**Exercise directions**
Skip the pictures and quote all of the lines exactly.

**Data provided**

==*==

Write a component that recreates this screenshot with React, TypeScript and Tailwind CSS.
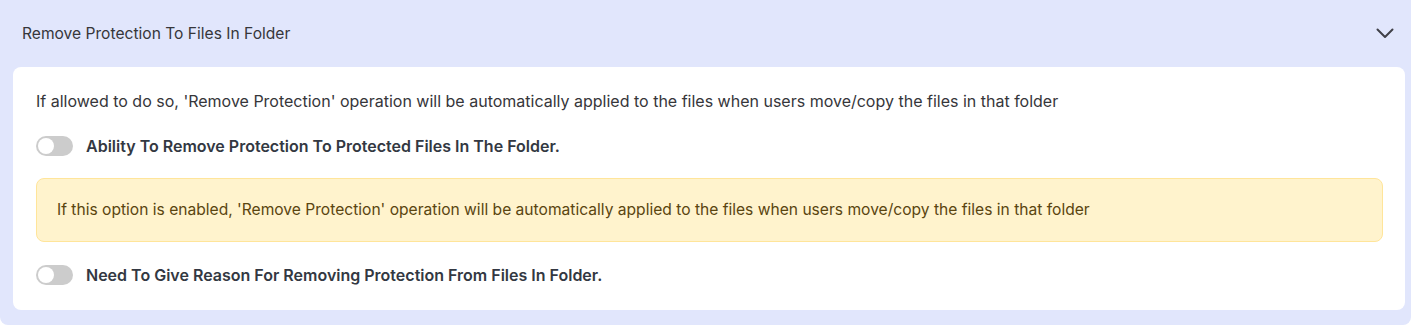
import React from "react";

function Toggle() {
  return (
    <div className="w-[37px] h-[20px] rounded-full bg-[#cccccc] p-[2px] flex items-center shrink-0">
      <div className="w-[16px] h-[16px] rounded-full bg-white" />
    </div>
  );
}

export default function App() {
  return (
    <div className="w-[1411px] h-[327px] bg-white" style={{ fontFamily: "Inter, 'Noto Sans', sans-serif" }}>
      <div className="h-[325px] bg-[#e1e6fc] rounded-b-[8px] flex flex-col">
        <div className="h-[67px] flex items-center justify-between pl-[22px] pr-[16px]">
          <span className="text-[15.6px] text-[#36363a] pt-[1px]">Remove Protection To Files In Folder</span>
          <svg width="18" height="11" viewBox="0 0 18 11" fill="none" className="mr-[1px]">
            <path d="M1.5 1.5 L9 9 L16.5 1.5" stroke="#404048" strokeWidth="2" strokeLinecap="round" strokeLinejoin="round" />
          </svg>
        </div>
        <div className="ml-[13px] mr-[6px] h-[243px] bg-white rounded-[8px] px-[23px] pt-[24px] flex flex-col">
          <p className="text-[16px] text-[#36363a] leading-[20px]">
            If allowed to do so, 'Remove Protection' operation will be automatically applied to the files when users move/copy the files in that folder
          </p>
          <div className="flex items-center gap-[13px] mt-[25px] h-[20px]">
            <Toggle />
            <span className="text-[16px] font-semibold text-[#333842] leading-[20px]">Ability To Remove Protection To Protected Files In The Folder.</span>
          </div>
          <div className="mt-[22px] h-[64px] mr-[-1px] bg-[#fff3cd] border border-[#ffe59a] rounded-[8px] flex items-center pl-[20px]">
            <span className="text-[15.6px] text-[#5a4510]">
              If this option is enabled, 'Remove Protection' operation will be automatically applied to the files when users move/copy the files in that folder
            </span>
          </div>
          <div className="flex items-center gap-[13px] mt-[23px] h-[20px]">
            <Toggle />
            <span className="text-[16px] font-semibold text-[#333842] leading-[20px]">Need To Give Reason For Removing Protection From Files In Folder.</span>
          </div>
        </div>
      </div>
    </div>
  );
}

==*==

**Reply to the task**
Write a component that recreates this screenshot with React, TypeScript and Tailwind CSS.
import React from "react";

function Toggle() {
  return (
    <div className="w-[37px] h-[20px] rounded-full bg-[#cccccc] p-[2px] flex items-center shrink-0">
      <div className="w-[16px] h-[16px] rounded-full bg-white" />
    </div>
  );
}

export default function App() {
  return (
    <div className="w-[1411px] h-[327px] bg-white" style={{ fontFamily: "Inter, 'Noto Sans', sans-serif" }}>
      <div className="h-[325px] bg-[#e1e6fc] rounded-b-[8px] flex flex-col">
        <div className="h-[67px] flex items-center justify-between pl-[22px] pr-[16px]">
          <span className="text-[15.6px] text-[#36363a] pt-[1px]">Remove Protection To Files In Folder</span>
          <svg width="18" height="11" viewBox="0 0 18 11" fill="none" className="mr-[1px]">
            <path d="M1.5 1.5 L9 9 L16.5 1.5" stroke="#404048" strokeWidth="2" strokeLinecap="round" strokeLinejoin="round" />
          </svg>
        </div>
        <div className="ml-[13px] mr-[6px] h-[243px] bg-white rounded-[8px] px-[23px] pt-[24px] flex flex-col">
          <p className="text-[16px] text-[#36363a] leading-[20px]">
            If allowed to do so, 'Remove Protection' operation will be automatically applied to the files when users move/copy the files in that folder
          </p>
          <div className="flex items-center gap-[13px] mt-[25px] h-[20px]">
            <Toggle />
            <span className="text-[16px] font-semibold text-[#333842] leading-[20px]">Ability To Remove Protection To Protected Files In The Folder.</span>
          </div>
          <div className="mt-[22px] h-[64px] mr-[-1px] bg-[#fff3cd] border border-[#ffe59a] rounded-[8px] flex items-center pl-[20px]">
            <span className="text-[15.6px] text-[#5a4510]">
              If this option is enabled, 'Remove Protection' operation will be automatically applied to the files when users move/copy the files in that folder
            </span>
          </div>
          <div className="flex items-center gap-[13px] mt-[23px] h-[20px]">
            <Toggle />
            <span className="text-[16px] font-semibold text-[#333842] leading-[20px]">Need To Give Reason For Removing Protection From Files In Folder.</span>
          </div>
        </div>
      </div>
    </div>
  );
}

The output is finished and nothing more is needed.